Identification of permeable and non-permeable zones
The permeable zones on a logging suites can be identified by referring to the Gamma Ray (GR), Spontaneous potential (SP) and resistivity logs. The GR log is primarily used to differentiate between shales and other formation types, since shales contain high radioactive material than other types of rock, hence easily detect on GR curve. Shales generally have a very low permeability (very common caprocks) the Gamma Ray log response can be used in a qualitative way to identify non-permeable zones.
The technique for identifying permeable zones on an SP log is provided by the phenomenon of natural electrical potential drop as the currents flow through the fluids. The potential drop generally is larger in the borehole than in the shale, or permeable formation. Readings opposite shales are relatively constant and are referred to as “the shale baseline”. Opposite permeable formations the SP curve typically shows excursions to the left (negative polarity) or to the right, depending upon the salinity of the drilling mud and formation waters. A comparison of the resistivity readings from the flushed zone, shallow and deep into the reservoir will give some indication of the depth of penetration of the borehole fluid and therefore the permeability of the formation.
Determine and divide the formations into water bearing and hydrocarbon bearing zones
The nature of the fluids in the permeable formations is determined by analysis of the porosity and resistivity logs. It is possible to differentiate between gas and liquid with the porosity logs, but it is not possible to differentiate between water and oil from these logs.

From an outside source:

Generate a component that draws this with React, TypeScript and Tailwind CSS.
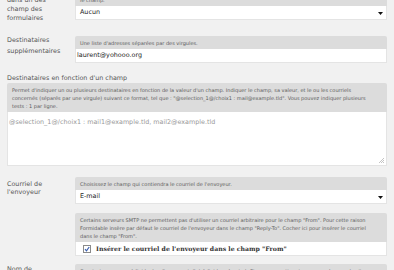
import React from "react";

const Hint = ({ lines }: { lines: string[] }) => (
  <div className="bg-[#dcdcdc] rounded-t-[2px] px-[5px] pt-[3px] pb-[2px] text-[5px] leading-[8px] text-[#5a5a5a]">
    {lines.map((l, i) => (
      <div key={i} className="whitespace-nowrap">
        {l}
      </div>
    ))}
  </div>
);

const Arrow = () => (
  <svg width="5" height="3" viewBox="0 0 5 3" className="absolute right-[3px] top-[6px]">
    <path d="M0 0H5L2.5 3Z" fill="#111" />
  </svg>
);

const SelectBox = ({ value }: { value: string }) => (
  <div className="relative h-[14px] bg-white border border-t-0 border-[#e4e4e4] pl-[4px] text-[6.4px] leading-[13px] text-[#222]">
    {value}
    <Arrow />
  </div>
);

const App = () => {
  return (
    <div
      className="min-h-screen bg-[#f1f1f1] overflow-hidden"
      style={{ fontFamily: '"DejaVu Sans", Verdana, sans-serif' }}
    >
      <div className="-mt-[15px] px-[7px] text-[6.4px] leading-[9px] text-[#555]">
        {/* champ destinataire */}
        <div className="flex">
          <div className="w-[68px] shrink-0 pt-[2px]">
            Courriel contenu
            <br />
            dans un des
            <br />
            champ des
            <br />
            formulaires
          </div>
          <div className="flex-1">
            <Hint
              lines={[
                "Sélectionnez le champ qui contient le courriel du destinataire, si vous souhaitez l'envoyer au courriel indiqué dans",
                "le champ.",
              ]}
            />
            <SelectBox value="Aucun" />
          </div>
        </div>

        {/* destinataires supplementaires */}
        <div className="flex mt-[13px]">
          <div className="w-[68px] shrink-0 -mt-[1px] leading-[11px]">
            Destinataires
            <br />
            supplémentaires
          </div>
          <div className="flex-1">
            <Hint lines={["Une liste d'adresses séparées par des virgules."]} />
            <div className="h-[14px] bg-white border border-t-0 border-[#e4e4e4] pl-[1px] text-[6.4px] leading-[13px] text-[#222]">
              laurent@yohooo.org
            </div>
          </div>
        </div>

        {/* en fonction d'un champ */}
        <div className="mt-[10px]">
          <div className="leading-[10px]">Destinataires en fonction d'un champ</div>
          <Hint
            lines={[
              "Permet d'indiquer un ou plusieurs destinataires en fonction de la valeur d'un champ. Indiquer le champ, sa valeur, et le ou les courriels",
              'concernés (séparés par une virgule) suivant ce format, tel que : "@selection_1@/choix1 : mail@example.tld". Vous pouvez indiquer plusieurs',
              "tests : 1 par ligne.",
            ]}
          />
          <div className="relative h-[54px] bg-white border border-t-0 border-[#e4e4e4] pl-[1px] pt-[6px] text-[6.4px] leading-[8px] text-[#999]">
            @selection_1@/choix1 : mail1@example.tld, mail2@example.tld
            <svg width="6" height="6" viewBox="0 0 6 6" className="absolute right-[2px] bottom-[2px]">
              <path d="M6 1L1 6M6 3L3 6M6 5L5 6" stroke="#b5b5b5" strokeWidth="0.8" />
            </svg>
          </div>
        </div>

        {/* courriel de l'envoyeur */}
        <div className="flex mt-[11px]">
          <div className="w-[68px] shrink-0 pt-[3px] leading-[8px]">
            Courriel de
            <br />
            l'envoyeur
          </div>
          <div className="flex-1">
            <Hint lines={["Choisissez le champ qui contiendra le courriel de l'envoyeur."]} />
            <SelectBox value="E-mail" />
          </div>
        </div>

        {/* from */}
        <div className="flex mt-[9px]">
          <div className="w-[68px] shrink-0" />
          <div className="flex-1">
            <Hint
              lines={[
                'Certains serveurs SMTP ne permettent pas d\'utiliser un courriel arbitraire pour le champ "From". Pour cette raison',
                'Formidable insère par défaut le courriel de l\'envoyeur dans le champ "Reply-To". Cocher ici pour insérer le courriel',
                'dans le champ "From".',
              ]}
            />
            <div className="h-[14px] bg-white border border-t-0 border-[#e4e4e4] flex items-center pl-[7px] gap-[5px]">
              <div className="w-[8px] h-[8px] border border-[#8a8a8a] bg-white flex items-center justify-center">
                <svg width="6" height="6" viewBox="0 0 6 6">
                  <path d="M1 3.2L2.5 4.8L5.2 1" stroke="#3a5fb0" strokeWidth="1.2" fill="none" />
                </svg>
              </div>
              <span
                className="text-[6.2px] font-bold text-[#333] whitespace-nowrap"
                style={{ fontFamily: '"DejaVu Serif", serif' }}
              >
                Insérer le courriel de l'envoyeur dans le champ "From"
              </span>
            </div>
          </div>
        </div>

        {/* nom */}
        <div className="flex mt-[8px]">
          <div className="w-[68px] shrink-0 pt-[1px]">
            Nom de
            <br />
            l'envoyeur
          </div>
          <div className="flex-1">
            <Hint
              lines={[
                "Construisez ce nom à l'aide des @raccourcis@ (cf. l'aide mémoire). Si vous ne mettez rien, ce sera le nom du site.",
              ]}
            />
            <SelectBox value="" />
          </div>
        </div>
      </div>
    </div>
  );
};

export default App;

The resistivity logs can only be used to differentiate between hydrocarbons and water. This is because the conductivity of gas and oil will be similar whereas the resistivity of (salt) water and hydrocarbons will be significantly different. The interpretation of the response of the resistivity tools in water and hydrocarbon and water-bearing formations relies on an appreciation of the changes in resistivity that occur in the region close to the wellbore of a permeable zone.
Determine the porosity of the zones of interest (hydrocarbons zones)
Rock porosity is generally determined from the measurements from one, or a combination of the following logs: Acoustic log, density log and/or neutron log. The measurements of the neutron, density, and sonic logs depend not only on porosity, but also on the formation lithology, on the fluid in the pores, and in some instances, on the geometry of the pore structure. When the lithology and the matrix parameters are known, correct porosity values can be derived from any one of these logs, appropriately corrected for environmental effects, in clean water filled formations.
Accurate porosity determination is more difficult when the matrix lithology is unknown or consists of two or more minerals in unknown proportions. Determination is further complicated when the response of the pore fluids in the portion of the formation investigated by the tool differs appreciably from that of water. In particular, light hydrocarbons (gas) can significantly influence the response of all three porosity logs. Even the nature of type of pore structure affects the tool response. The neutron and density logs respond to total porosity – that is, the sum of the primary (intergranular or intercrystalline) porosity and the secondary (vugs, fissures, fractures) porosity. The sonic logs, however, tend to respond only to evenly distributed primary porosity. When any of these complicating situations exists the porosity of the rock can only be determined by crossplotting the measurements from two different log types. In other words, the porosity cannot be determined from a single porosity log. Remember that porosity is obtained by calculation, therefore it strongly depends on which method used to derive and which assumption that we made.
Determine of saturation
The electrical resistivity of a formation is a very good indicator of the fluid in the pore space of that formation. Neither oil nor gas conducts electrical current but water does. It is very rare however for a formation to contain no water at all and there is generally some level of water saturation of the pore space, Sw in all formations. If Sw is the fraction of the pore volume occupied by formation water, then (1-Sw) is the fraction of the pore volume occupied by hydrocarbons.
The proportion of water and therefore hydrocarbons in the pore space of formations is generally determined from the levels of resistivity of the formations in question. The resistivity of the formation is however also a function of a number of other variables such as porosity and the salinity of the water in the pore space.